'''

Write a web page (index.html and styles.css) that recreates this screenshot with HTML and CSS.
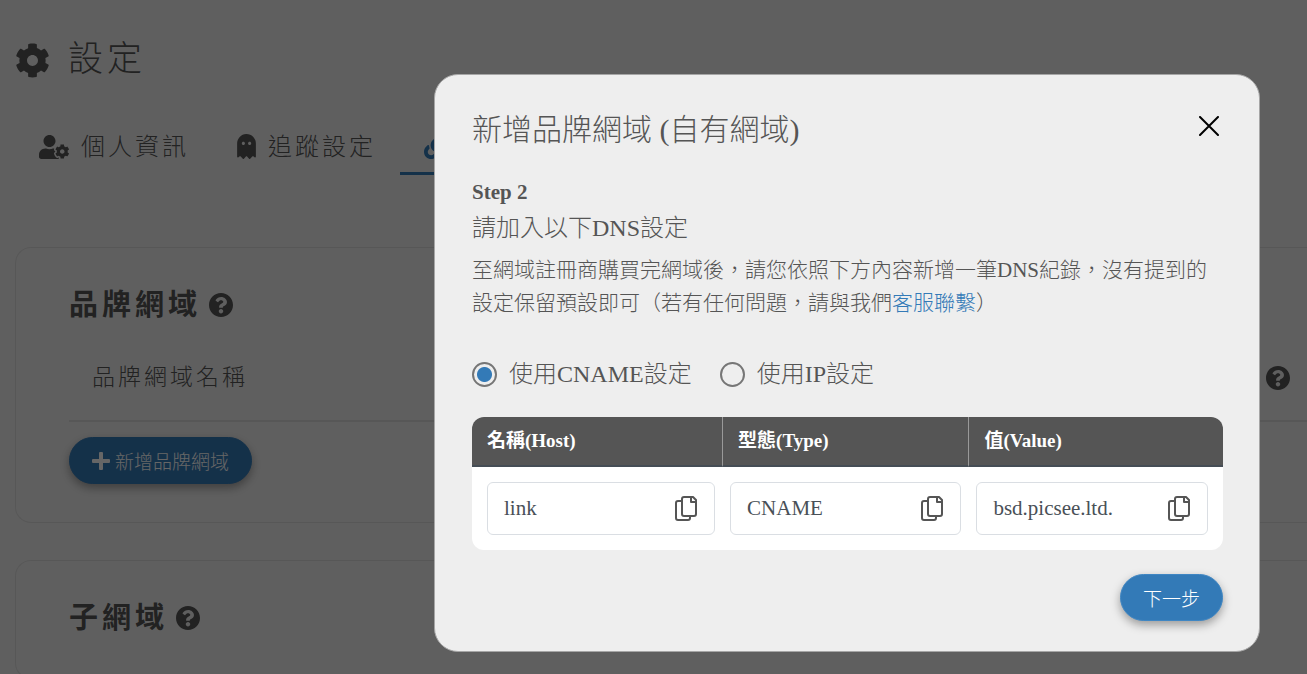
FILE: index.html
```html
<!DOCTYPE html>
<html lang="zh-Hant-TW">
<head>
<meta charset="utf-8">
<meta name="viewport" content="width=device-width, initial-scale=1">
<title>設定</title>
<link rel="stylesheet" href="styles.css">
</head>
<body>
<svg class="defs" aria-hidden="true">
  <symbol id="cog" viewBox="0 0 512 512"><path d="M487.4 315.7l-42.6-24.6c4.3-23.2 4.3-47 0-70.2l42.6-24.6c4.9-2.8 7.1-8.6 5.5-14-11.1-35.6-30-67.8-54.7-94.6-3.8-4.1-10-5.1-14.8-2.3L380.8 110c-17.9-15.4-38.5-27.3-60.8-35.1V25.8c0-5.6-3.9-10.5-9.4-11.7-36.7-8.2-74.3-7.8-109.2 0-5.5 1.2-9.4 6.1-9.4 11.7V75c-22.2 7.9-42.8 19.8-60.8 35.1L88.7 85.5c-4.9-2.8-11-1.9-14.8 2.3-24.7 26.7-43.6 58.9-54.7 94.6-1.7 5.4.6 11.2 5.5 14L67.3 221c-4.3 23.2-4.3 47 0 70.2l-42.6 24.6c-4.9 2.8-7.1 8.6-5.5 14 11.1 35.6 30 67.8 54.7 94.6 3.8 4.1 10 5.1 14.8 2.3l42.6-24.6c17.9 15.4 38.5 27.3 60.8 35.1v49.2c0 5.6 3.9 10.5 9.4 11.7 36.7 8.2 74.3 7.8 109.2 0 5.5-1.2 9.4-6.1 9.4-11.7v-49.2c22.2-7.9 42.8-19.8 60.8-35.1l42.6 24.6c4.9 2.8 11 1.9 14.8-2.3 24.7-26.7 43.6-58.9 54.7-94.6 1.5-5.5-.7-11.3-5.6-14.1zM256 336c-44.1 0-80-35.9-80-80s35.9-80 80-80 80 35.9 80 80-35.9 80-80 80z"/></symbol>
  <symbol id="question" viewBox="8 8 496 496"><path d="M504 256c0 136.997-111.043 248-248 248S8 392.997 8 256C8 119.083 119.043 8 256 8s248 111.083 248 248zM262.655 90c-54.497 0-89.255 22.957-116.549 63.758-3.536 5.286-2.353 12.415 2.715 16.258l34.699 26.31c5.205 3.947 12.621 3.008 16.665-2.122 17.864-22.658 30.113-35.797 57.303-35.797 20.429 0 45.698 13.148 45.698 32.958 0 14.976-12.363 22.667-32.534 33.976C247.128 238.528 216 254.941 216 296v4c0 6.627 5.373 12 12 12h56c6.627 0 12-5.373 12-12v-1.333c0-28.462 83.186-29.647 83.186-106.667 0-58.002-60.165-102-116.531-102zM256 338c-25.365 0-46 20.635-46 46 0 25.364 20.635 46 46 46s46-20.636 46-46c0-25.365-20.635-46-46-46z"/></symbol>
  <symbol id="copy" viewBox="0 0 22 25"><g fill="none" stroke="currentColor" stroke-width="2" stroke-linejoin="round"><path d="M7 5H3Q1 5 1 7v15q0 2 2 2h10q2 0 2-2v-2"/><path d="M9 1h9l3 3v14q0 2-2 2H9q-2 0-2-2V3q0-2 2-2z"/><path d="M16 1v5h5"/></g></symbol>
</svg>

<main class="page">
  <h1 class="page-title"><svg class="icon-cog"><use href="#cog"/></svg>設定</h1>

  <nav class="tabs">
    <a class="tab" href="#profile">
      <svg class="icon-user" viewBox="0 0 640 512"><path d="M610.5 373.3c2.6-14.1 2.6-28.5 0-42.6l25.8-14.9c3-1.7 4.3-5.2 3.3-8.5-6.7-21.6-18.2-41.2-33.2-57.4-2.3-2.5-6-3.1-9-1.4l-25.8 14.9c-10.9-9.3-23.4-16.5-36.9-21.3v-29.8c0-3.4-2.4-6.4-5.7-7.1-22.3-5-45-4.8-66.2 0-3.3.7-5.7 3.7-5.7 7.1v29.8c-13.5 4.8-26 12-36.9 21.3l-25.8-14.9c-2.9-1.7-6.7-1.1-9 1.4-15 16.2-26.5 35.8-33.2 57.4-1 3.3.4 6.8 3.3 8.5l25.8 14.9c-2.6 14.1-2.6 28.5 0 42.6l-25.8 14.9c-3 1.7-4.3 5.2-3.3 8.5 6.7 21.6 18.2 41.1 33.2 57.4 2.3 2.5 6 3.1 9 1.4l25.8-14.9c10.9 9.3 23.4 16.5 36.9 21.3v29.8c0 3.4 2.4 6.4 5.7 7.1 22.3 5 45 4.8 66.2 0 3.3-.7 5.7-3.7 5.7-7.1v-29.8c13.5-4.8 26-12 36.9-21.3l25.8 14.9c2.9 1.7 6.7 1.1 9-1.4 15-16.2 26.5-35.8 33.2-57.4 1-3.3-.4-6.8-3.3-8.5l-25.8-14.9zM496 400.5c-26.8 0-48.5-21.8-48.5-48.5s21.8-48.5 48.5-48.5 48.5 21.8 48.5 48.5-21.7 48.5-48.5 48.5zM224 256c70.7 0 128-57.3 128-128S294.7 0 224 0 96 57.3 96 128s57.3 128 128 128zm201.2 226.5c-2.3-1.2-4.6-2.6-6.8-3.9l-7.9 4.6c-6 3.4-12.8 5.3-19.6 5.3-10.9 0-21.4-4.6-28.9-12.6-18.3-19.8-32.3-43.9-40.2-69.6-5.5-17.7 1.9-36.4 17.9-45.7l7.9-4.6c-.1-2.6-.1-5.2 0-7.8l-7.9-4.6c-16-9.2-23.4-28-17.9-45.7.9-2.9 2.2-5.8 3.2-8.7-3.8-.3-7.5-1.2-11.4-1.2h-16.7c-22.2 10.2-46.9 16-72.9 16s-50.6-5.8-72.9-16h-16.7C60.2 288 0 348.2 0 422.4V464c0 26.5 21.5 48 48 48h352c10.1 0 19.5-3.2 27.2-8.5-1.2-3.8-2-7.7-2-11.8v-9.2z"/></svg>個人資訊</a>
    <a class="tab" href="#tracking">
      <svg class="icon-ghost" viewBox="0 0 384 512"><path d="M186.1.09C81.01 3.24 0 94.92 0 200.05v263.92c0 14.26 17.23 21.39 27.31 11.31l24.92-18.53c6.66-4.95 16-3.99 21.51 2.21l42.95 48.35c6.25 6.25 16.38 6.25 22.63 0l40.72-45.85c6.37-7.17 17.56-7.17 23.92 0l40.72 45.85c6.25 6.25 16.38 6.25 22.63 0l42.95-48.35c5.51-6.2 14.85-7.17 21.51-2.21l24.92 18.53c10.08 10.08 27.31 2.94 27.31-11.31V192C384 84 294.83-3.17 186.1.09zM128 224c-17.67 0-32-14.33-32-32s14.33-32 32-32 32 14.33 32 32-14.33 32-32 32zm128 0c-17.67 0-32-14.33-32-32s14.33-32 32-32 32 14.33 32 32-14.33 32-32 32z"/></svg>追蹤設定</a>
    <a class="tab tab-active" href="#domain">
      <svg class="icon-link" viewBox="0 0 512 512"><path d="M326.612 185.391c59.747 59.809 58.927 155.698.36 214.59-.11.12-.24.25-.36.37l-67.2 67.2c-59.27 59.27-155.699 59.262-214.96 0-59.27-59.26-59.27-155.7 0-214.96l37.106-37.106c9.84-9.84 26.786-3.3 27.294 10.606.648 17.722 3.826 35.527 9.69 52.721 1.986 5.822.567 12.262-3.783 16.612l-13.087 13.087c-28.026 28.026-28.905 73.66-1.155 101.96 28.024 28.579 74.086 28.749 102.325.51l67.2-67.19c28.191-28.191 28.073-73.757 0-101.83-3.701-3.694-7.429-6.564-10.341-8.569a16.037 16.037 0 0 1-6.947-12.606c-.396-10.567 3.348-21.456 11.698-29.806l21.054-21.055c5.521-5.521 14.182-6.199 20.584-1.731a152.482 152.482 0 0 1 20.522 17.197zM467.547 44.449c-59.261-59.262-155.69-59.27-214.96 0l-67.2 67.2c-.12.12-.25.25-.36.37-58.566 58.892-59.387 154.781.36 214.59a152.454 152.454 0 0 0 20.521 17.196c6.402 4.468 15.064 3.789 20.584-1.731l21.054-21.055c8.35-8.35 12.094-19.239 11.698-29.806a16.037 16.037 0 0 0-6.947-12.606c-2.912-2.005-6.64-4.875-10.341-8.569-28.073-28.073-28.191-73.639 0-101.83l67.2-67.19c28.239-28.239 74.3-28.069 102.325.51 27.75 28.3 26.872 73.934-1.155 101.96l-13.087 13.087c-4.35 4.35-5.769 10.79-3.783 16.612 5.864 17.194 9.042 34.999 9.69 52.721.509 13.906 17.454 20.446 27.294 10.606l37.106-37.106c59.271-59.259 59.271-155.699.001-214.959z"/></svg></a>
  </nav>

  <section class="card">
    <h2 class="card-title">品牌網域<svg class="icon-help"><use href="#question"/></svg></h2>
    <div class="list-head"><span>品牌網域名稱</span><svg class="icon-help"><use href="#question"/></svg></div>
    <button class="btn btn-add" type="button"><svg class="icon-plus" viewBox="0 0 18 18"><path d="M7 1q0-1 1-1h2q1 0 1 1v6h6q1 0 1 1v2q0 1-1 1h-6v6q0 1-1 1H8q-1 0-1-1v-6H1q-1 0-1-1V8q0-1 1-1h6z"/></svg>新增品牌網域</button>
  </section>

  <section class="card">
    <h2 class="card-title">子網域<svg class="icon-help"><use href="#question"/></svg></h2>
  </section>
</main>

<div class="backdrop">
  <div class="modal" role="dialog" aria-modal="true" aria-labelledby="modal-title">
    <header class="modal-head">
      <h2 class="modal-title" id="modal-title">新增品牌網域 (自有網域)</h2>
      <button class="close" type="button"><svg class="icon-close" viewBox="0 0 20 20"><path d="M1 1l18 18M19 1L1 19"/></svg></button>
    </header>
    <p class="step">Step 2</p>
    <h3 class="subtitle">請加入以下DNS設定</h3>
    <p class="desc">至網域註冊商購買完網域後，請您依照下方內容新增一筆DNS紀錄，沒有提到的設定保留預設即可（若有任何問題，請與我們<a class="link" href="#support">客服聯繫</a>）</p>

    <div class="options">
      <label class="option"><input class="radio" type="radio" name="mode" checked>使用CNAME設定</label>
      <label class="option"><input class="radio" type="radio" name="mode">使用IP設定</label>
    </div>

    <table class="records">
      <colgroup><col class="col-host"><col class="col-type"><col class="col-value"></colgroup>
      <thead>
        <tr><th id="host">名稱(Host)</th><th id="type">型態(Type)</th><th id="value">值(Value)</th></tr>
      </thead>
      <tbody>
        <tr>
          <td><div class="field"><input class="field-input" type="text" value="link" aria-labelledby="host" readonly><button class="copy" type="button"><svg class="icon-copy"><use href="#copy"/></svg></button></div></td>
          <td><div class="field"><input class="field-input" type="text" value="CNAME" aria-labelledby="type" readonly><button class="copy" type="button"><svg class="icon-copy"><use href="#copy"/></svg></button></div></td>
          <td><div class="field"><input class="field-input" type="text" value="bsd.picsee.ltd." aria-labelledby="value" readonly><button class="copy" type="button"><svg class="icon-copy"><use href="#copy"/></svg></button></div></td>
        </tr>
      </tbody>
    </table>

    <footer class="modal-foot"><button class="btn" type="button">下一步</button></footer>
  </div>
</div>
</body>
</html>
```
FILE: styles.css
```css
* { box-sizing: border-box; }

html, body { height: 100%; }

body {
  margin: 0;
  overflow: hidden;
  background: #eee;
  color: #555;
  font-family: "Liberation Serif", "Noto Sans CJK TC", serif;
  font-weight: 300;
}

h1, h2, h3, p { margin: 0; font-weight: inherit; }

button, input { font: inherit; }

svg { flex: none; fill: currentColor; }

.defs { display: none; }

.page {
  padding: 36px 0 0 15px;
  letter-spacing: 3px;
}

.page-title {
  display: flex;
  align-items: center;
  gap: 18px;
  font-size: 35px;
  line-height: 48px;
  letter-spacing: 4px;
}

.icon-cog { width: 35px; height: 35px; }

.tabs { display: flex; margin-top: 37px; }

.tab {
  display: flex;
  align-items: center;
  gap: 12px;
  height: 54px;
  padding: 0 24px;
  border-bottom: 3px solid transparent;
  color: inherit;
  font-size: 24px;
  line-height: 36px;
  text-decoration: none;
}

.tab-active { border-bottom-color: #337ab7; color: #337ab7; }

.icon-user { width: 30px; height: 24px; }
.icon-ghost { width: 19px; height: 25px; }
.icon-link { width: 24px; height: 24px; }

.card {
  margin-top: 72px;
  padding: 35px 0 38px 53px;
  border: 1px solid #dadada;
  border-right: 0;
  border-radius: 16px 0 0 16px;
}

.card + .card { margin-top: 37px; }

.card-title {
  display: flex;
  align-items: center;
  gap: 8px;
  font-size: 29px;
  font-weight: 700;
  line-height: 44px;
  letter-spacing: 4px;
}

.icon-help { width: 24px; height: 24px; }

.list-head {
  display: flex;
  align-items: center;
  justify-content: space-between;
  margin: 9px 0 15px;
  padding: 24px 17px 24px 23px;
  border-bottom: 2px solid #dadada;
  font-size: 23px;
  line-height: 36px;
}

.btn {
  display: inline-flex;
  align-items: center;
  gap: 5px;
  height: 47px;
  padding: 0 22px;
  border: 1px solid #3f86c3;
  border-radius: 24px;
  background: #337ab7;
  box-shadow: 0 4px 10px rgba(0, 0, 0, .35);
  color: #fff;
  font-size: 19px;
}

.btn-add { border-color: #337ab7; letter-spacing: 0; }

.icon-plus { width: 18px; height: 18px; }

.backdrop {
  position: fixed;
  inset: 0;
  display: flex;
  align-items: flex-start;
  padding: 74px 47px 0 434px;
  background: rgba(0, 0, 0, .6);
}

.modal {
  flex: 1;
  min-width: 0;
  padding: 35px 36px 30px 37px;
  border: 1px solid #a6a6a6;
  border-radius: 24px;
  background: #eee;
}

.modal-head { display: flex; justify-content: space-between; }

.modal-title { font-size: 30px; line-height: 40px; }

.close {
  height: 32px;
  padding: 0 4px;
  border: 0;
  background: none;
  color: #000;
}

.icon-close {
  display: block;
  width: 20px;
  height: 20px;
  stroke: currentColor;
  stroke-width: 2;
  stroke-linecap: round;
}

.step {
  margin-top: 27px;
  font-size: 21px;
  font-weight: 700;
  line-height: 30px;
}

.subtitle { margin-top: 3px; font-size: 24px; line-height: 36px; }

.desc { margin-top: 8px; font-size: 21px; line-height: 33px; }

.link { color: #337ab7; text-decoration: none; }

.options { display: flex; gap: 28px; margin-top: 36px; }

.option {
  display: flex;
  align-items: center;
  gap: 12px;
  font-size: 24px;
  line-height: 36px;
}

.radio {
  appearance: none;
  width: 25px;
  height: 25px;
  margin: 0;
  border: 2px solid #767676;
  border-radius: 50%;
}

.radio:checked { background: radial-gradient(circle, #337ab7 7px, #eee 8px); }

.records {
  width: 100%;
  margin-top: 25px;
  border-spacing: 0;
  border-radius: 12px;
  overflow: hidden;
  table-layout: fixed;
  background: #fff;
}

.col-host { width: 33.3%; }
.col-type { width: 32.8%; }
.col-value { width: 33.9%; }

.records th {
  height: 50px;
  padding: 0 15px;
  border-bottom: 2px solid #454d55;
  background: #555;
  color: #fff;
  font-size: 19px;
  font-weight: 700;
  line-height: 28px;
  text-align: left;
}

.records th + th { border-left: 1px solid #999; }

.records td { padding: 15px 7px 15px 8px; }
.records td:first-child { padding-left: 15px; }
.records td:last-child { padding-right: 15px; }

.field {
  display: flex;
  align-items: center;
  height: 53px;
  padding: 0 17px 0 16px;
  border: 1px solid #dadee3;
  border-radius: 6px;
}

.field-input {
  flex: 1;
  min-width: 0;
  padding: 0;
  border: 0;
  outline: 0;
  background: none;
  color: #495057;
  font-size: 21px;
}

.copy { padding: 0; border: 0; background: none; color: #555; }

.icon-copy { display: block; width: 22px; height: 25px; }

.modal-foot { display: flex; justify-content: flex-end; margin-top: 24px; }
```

'''

Your goal :: Looking at the material above, count the lines that hold "page" and give the total alone.

Solution below :: 5